Reinstating Glass-Steagall would be a step in the right direction… But I doubt we would ever see that happen given the lack of courage and strength to do what’s right in our lawmakers. Dodd-Frank was supposed to keep a lot of what’s going on in the derivative world from happening again, has fallen on its face. Things are worse today, regarding derivatives, than in 2007, when Lehman Brothers folded…
So, barring either of those two things gaining teeth to bite into deficit spending and currency printing to save the casino banks, I see nothing but dark days ahead of us, financially speaking…

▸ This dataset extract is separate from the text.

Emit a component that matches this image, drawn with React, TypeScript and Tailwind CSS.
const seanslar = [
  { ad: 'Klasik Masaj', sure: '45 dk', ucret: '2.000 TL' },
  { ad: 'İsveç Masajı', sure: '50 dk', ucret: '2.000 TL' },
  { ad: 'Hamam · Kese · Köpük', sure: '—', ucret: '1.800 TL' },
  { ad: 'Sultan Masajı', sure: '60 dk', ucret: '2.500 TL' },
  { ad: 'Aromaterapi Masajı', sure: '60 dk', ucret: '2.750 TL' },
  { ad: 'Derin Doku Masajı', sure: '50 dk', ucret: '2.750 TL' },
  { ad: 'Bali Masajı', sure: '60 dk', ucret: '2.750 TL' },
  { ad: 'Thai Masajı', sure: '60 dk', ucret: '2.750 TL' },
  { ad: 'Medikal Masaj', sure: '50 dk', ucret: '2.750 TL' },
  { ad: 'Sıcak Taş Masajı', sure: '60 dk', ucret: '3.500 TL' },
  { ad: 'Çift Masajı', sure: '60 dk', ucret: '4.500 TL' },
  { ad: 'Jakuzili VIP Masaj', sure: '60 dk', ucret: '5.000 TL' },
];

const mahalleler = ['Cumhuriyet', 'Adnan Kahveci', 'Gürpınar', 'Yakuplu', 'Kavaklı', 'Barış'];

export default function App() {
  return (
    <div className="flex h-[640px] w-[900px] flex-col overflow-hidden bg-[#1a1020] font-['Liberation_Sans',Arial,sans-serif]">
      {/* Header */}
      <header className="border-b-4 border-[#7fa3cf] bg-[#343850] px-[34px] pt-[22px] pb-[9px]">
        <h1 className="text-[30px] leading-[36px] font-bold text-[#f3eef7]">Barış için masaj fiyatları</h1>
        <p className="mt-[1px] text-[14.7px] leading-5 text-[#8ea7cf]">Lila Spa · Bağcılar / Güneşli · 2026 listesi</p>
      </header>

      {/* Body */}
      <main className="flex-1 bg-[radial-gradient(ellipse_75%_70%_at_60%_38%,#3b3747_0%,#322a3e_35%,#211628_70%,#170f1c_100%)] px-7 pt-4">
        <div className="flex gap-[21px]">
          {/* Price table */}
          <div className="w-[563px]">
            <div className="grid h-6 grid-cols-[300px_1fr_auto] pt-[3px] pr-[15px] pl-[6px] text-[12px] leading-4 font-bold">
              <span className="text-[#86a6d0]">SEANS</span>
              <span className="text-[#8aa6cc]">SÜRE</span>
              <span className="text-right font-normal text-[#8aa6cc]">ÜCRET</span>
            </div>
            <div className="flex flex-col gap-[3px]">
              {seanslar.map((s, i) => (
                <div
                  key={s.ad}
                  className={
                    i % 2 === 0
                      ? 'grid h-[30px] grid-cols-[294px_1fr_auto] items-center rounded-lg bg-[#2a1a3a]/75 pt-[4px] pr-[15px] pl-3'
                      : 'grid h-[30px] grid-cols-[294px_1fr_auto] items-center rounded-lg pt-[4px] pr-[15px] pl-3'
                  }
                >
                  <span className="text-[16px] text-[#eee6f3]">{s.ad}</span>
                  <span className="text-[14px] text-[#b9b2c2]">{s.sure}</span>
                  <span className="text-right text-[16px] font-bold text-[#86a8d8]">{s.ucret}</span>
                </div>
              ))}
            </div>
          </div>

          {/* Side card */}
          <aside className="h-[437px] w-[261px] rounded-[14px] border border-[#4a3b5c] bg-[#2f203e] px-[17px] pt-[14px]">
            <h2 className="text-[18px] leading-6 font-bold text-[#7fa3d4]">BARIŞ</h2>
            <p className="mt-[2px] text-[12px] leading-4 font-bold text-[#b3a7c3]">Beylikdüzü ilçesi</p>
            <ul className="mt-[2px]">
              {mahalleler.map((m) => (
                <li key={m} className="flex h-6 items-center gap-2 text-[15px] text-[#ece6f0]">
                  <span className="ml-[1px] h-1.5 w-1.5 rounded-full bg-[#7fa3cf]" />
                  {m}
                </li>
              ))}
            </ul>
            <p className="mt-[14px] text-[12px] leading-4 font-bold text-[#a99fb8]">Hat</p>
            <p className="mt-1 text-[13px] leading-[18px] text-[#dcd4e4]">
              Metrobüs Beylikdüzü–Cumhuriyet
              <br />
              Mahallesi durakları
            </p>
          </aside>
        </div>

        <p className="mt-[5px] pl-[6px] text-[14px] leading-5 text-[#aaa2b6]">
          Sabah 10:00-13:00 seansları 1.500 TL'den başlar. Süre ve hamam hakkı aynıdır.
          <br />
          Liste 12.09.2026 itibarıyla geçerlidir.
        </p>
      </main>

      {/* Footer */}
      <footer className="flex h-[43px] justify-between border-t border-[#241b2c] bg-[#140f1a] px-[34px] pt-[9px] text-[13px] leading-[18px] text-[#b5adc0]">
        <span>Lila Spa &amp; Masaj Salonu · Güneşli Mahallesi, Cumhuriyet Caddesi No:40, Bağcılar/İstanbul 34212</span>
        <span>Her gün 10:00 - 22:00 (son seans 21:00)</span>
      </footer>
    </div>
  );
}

The Fed needs to stop printing currency, period… The Gov’t needs to stop spending money on things we don’t have the money to pay for… When those pigs begin to fly, only then will we begin to see inflation cool down, and… a return to sound money policies….
Dennis here. Things are different, at least in our lifetime. Historically the Fed raised rates to cool an overheated economy and inflation. This time around we DO NOT have a strong economy but DO have double-digit inflation. If the Fed pays lip service to inflation as Chuck suggested, inflation will continue to destroy the economy along with much of the wealth of the nation.
If they make a real effort to raise rates and tame inflation, the economy will also suffer; however, it will likely recover more quickly, while the banks are screaming….
We soon will know what the Fed intends to do. It’s probably going to take something as dramatic as the Great Depression to get our government to do what is right and reign in the banks.
Unfortunately, it always seems to come back to the same thing. Not everyone owned tulips or dot-com stocks when the bubble burst. Prudent investors held assets like gold that offset the loss of buying power of the currency.
How much longer will the public tolerate double-digit inflation before they DEMAND Congress enact meaningful reform? Glass-Steagall worked well.